The town of Blooming Grove approved a boundary agreement Tuesday with the city of Madison that gradually dissolves the town in a little less than 23 years.

The Town Board voted 5-0 to approve the deal that took officials more than a year to negotiate. The Madison City Council also approved the deal Tuesday.

"We understand that the agreement is not perfect by any means," said Town Chairman Tom Anderson. "I think the main goal was to keep the town a town as long as we could."

The provisions of the agreement go into effect immediately, but it still must be approved by the state Department of Administration. That process is expected to be completed late this year, said the town's attorney, Richard Nordeng.

In a show of hands, about 50 of the 70 people attending a public hearing at the town fire station on Stoughton Road were in favor of the agreement.

"It's a structured way to dissolve the town. It gives us something we can count on," said Barb Hockett, 50. "I hate to see it go but it's a long time. I'll be an old lady by then."
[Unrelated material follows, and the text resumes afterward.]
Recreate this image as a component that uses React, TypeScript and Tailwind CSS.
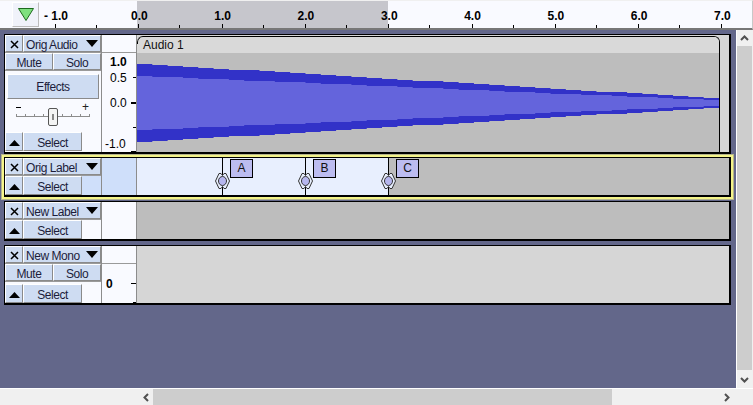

Annexations by Madison through the years have eroded the town's land and tax base, making it difficult to plan long-term services and leaving the town's financial viability uncertain.

The town of 1,750 people has an assessed value of $142 million. The majority of the town's tax base and population -- most of which are on islands surrounded by Madison -- will remain in the town until Oct. 31, 2027. Most will be annexed by the city but some land could be annexed into the village of McFarland.

A block of businesses on land at the intersection of Interstate 90 and the Beltline will also stay in the town for the duration, including a Harley-Davidson motorcycle dealership, two hotels and an apartment building.

Some parts of the town could be annexed before 2027 but other parts of the town will be phased into Madison over the next 15 years.

Those areas, east of Interstate 90-39 and divided by a rail line, are on the city's radar for annexation and development, town and city officials have said.

Tom Knoop, who has lived in the town for about 30 years, lives in an area that could be phased into the city by 2015. He wanted the town to reconsider the timeline.

"I'm really unhappy about how you negotiated this," said Knoop, one of 15 people who spoke at the 52 minute hearing. "Go back and get some of the long-time residents back into Blooming Grove."

Others who spoke had concerns about higher taxes during the phase-in. But Nordeng said lost taxes from properties that are annexed will be covered by a joint development project near the intersection of Milwaukee Street and Fair Oaks Avenue.

The 155-year-old town on Madison's East Side is the second Dane County town to agree to be annexed in the last two years. The town of Madison worked out a similar deal with the cities of Madison and Fitchburg in 2003.

For Town Board member Arnold Berg, the fate of the town was sealed more than 40 years ago when about 80 percent of the town was annexed into the city. Attempts at development and growth since that time have been difficult, Berg said.

"That was the defining moment," Berg said of the annexation that put about 8,000 of the town's 9,700 residents into Madison. "I think the town is well-served by (the agreement) and I'm signing on."